Prove that if $M$ is flat over $R$ and $N$ is flat over $S$ then $M\otimes N$ is flat over $S$

Question

We have an $M$ right $R$-module and $N$ both left $R$-module and right $S$-module, how could I show that if $M$ is flat over $R$ and $N$ is flat over $S$ then $M\otimes N$ is flat over $S$?

Answer 1

This is really just from the definition.

Flat $M$ means that if $$\varphi:A\rightarrow B$$ is an injective $S$-module map, then the induced map $$1_N\otimes \varphi : N\otimes_S A \rightarrow N\otimes_S B$$ is injective.
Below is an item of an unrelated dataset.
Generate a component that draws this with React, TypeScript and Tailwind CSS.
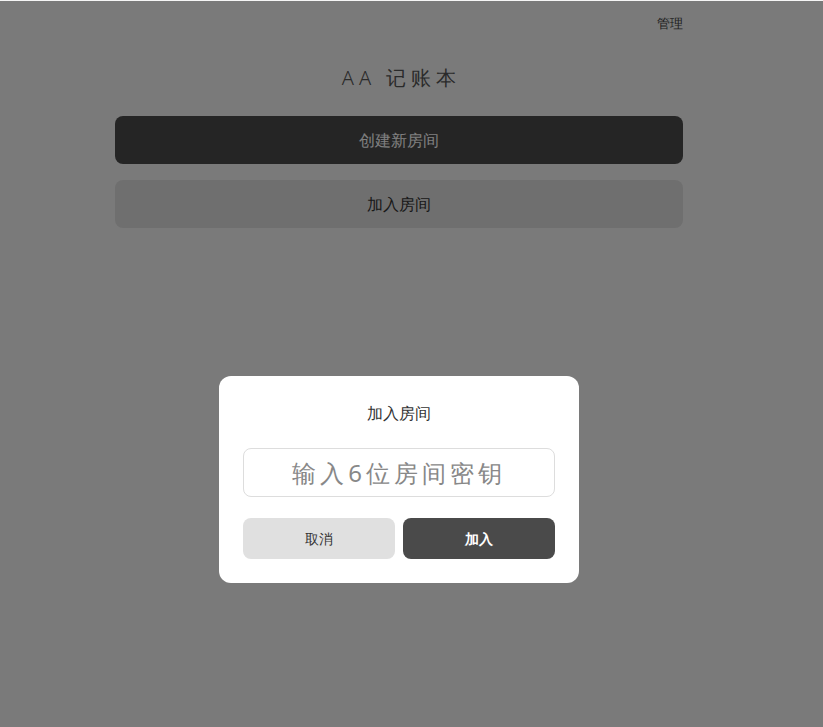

Now tensor again with $M$ to get $$1_M\otimes(1_N\otimes \varphi) : M\otimes_R (N\otimes_S A)\rightarrow M\otimes_R (N\otimes_S B),$$ and this is injective by flatness of $N$. But this isn't the map you want: the map you want to prove injectivity for is actually $$1_{M\otimes N}\otimes \varphi: (M\otimes_RN)\otimes_S A \rightarrow (M\otimes_RN)\otimes_S B.$$

But now you have to argue that these two maps are the same under the identification $M\otimes (N\otimes A)\simeq (M\otimes N)\otimes A$. Write down the natural square and check that it commutes, you'll see what I mean.